§ **Provided material**
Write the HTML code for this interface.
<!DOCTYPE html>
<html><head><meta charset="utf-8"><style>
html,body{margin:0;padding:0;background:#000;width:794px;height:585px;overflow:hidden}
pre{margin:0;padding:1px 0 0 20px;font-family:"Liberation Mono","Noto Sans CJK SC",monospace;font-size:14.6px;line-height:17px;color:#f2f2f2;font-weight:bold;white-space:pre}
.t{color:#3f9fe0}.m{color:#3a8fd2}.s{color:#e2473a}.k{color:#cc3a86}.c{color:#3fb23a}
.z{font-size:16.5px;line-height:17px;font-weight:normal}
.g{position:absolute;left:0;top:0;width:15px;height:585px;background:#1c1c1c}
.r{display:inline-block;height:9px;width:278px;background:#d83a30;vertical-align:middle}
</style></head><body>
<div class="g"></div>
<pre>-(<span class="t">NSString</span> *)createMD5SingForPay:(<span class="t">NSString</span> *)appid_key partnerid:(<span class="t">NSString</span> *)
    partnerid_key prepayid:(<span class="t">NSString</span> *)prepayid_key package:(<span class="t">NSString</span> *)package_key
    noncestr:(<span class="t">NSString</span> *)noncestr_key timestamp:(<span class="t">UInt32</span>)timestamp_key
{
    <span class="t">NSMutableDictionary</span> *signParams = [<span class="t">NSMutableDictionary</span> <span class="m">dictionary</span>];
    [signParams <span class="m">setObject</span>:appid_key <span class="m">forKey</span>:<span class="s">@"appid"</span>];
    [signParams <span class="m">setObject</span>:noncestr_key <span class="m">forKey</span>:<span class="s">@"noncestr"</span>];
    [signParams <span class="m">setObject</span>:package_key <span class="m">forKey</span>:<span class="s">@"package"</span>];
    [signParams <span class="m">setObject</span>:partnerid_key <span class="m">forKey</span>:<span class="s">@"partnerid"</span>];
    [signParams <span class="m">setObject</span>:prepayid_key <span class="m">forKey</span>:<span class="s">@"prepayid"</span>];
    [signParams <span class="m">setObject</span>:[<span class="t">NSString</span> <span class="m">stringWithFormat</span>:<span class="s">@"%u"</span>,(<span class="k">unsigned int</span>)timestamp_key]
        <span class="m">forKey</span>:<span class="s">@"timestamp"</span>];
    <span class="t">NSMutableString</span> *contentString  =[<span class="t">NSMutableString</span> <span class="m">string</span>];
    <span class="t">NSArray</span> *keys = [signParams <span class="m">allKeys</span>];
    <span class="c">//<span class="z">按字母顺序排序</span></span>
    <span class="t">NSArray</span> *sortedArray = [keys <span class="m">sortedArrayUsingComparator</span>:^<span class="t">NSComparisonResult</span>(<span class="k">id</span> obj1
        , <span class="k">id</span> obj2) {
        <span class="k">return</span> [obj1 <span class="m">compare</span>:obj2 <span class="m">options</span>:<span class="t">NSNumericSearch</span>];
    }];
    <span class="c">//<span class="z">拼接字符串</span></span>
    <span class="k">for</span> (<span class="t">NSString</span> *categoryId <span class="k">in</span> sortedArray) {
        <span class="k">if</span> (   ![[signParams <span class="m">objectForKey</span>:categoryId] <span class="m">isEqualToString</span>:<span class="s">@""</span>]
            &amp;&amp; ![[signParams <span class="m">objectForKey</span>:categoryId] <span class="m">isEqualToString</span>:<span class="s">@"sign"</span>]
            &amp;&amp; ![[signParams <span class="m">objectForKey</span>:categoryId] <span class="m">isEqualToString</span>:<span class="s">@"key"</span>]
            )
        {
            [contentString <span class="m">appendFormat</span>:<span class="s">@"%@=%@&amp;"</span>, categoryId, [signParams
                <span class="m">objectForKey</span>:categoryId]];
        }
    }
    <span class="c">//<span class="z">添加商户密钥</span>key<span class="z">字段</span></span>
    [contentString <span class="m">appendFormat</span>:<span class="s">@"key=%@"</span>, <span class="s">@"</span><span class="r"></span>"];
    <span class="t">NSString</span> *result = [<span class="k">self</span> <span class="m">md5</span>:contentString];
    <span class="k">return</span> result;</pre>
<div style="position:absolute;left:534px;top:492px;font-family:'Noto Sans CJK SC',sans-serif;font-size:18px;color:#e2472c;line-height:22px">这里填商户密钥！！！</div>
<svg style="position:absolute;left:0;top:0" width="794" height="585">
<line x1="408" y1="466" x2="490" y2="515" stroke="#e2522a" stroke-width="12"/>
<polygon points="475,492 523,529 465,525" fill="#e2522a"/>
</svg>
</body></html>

§ **The problem**
Repeat the material above in full, keeping every word.

§ **Full answer**
Write the HTML code for this interface.
<!DOCTYPE html>
<html><head><meta charset="utf-8"><style>
html,body{margin:0;padding:0;background:#000;width:794px;height:585px;overflow:hidden}
pre{margin:0;padding:1px 0 0 20px;font-family:"Liberation Mono","Noto Sans CJK SC",monospace;font-size:14.6px;line-height:17px;color:#f2f2f2;font-weight:bold;white-space:pre}
.t{color:#3f9fe0}.m{color:#3a8fd2}.s{color:#e2473a}.k{color:#cc3a86}.c{color:#3fb23a}
.z{font-size:16.5px;line-height:17px;font-weight:normal}
.g{position:absolute;left:0;top:0;width:15px;height:585px;background:#1c1c1c}
.r{display:inline-block;height:9px;width:278px;background:#d83a30;vertical-align:middle}
</style></head><body>
<div class="g"></div>
<pre>-(<span class="t">NSString</span> *)createMD5SingForPay:(<span class="t">NSString</span> *)appid_key partnerid:(<span class="t">NSString</span> *)
    partnerid_key prepayid:(<span class="t">NSString</span> *)prepayid_key package:(<span class="t">NSString</span> *)package_key
    noncestr:(<span class="t">NSString</span> *)noncestr_key timestamp:(<span class="t">UInt32</span>)timestamp_key
{
    <span class="t">NSMutableDictionary</span> *signParams = [<span class="t">NSMutableDictionary</span> <span class="m">dictionary</span>];
    [signParams <span class="m">setObject</span>:appid_key <span class="m">forKey</span>:<span class="s">@"appid"</span>];
    [signParams <span class="m">setObject</span>:noncestr_key <span class="m">forKey</span>:<span class="s">@"noncestr"</span>];
    [signParams <span class="m">setObject</span>:package_key <span class="m">forKey</span>:<span class="s">@"package"</span>];
    [signParams <span class="m">setObject</span>:partnerid_key <span class="m">forKey</span>:<span class="s">@"partnerid"</span>];
    [signParams <span class="m">setObject</span>:prepayid_key <span class="m">forKey</span>:<span class="s">@"prepayid"</span>];
    [signParams <span class="m">setObject</span>:[<span class="t">NSString</span> <span class="m">stringWithFormat</span>:<span class="s">@"%u"</span>,(<span class="k">unsigned int</span>)timestamp_key]
        <span class="m">forKey</span>:<span class="s">@"timestamp"</span>];
    <span class="t">NSMutableString</span> *contentString  =[<span class="t">NSMutableString</span> <span class="m">string</span>];
    <span class="t">NSArray</span> *keys = [signParams <span class="m">allKeys</span>];
    <span class="c">//<span class="z">按字母顺序排序</span></span>
    <span class="t">NSArray</span> *sortedArray = [keys <span class="m">sortedArrayUsingComparator</span>:^<span class="t">NSComparisonResult</span>(<span class="k">id</span> obj1
        , <span class="k">id</span> obj2) {
        <span class="k">return</span> [obj1 <span class="m">compare</span>:obj2 <span class="m">options</span>:<span class="t">NSNumericSearch</span>];
    }];
    <span class="c">//<span class="z">拼接字符串</span></span>
    <span class="k">for</span> (<span class="t">NSString</span> *categoryId <span class="k">in</span> sortedArray) {
        <span class="k">if</span> (   ![[signParams <span class="m">objectForKey</span>:categoryId] <span class="m">isEqualToString</span>:<span class="s">@""</span>]
            &amp;&amp; ![[signParams <span class="m">objectForKey</span>:categoryId] <span class="m">isEqualToString</span>:<span class="s">@"sign"</span>]
            &amp;&amp; ![[signParams <span class="m">objectForKey</span>:categoryId] <span class="m">isEqualToString</span>:<span class="s">@"key"</span>]
            )
        {
            [contentString <span class="m">appendFormat</span>:<span class="s">@"%@=%@&amp;"</span>, categoryId, [signParams
                <span class="m">objectForKey</span>:categoryId]];
        }
    }
    <span class="c">//<span class="z">添加商户密钥</span>key<span class="z">字段</span></span>
    [contentString <span class="m">appendFormat</span>:<span class="s">@"key=%@"</span>, <span class="s">@"</span><span class="r"></span>"];
    <span class="t">NSString</span> *result = [<span class="k">self</span> <span class="m">md5</span>:contentString];
    <span class="k">return</span> result;</pre>
<div style="position:absolute;left:534px;top:492px;font-family:'Noto Sans CJK SC',sans-serif;font-size:18px;color:#e2472c;line-height:22px">这里填商户密钥！！！</div>
<svg style="position:absolute;left:0;top:0" width="794" height="585">
<line x1="408" y1="466" x2="490" y2="515" stroke="#e2522a" stroke-width="12"/>
<polygon points="475,492 523,529 465,525" fill="#e2522a"/>
</svg>
</body></html>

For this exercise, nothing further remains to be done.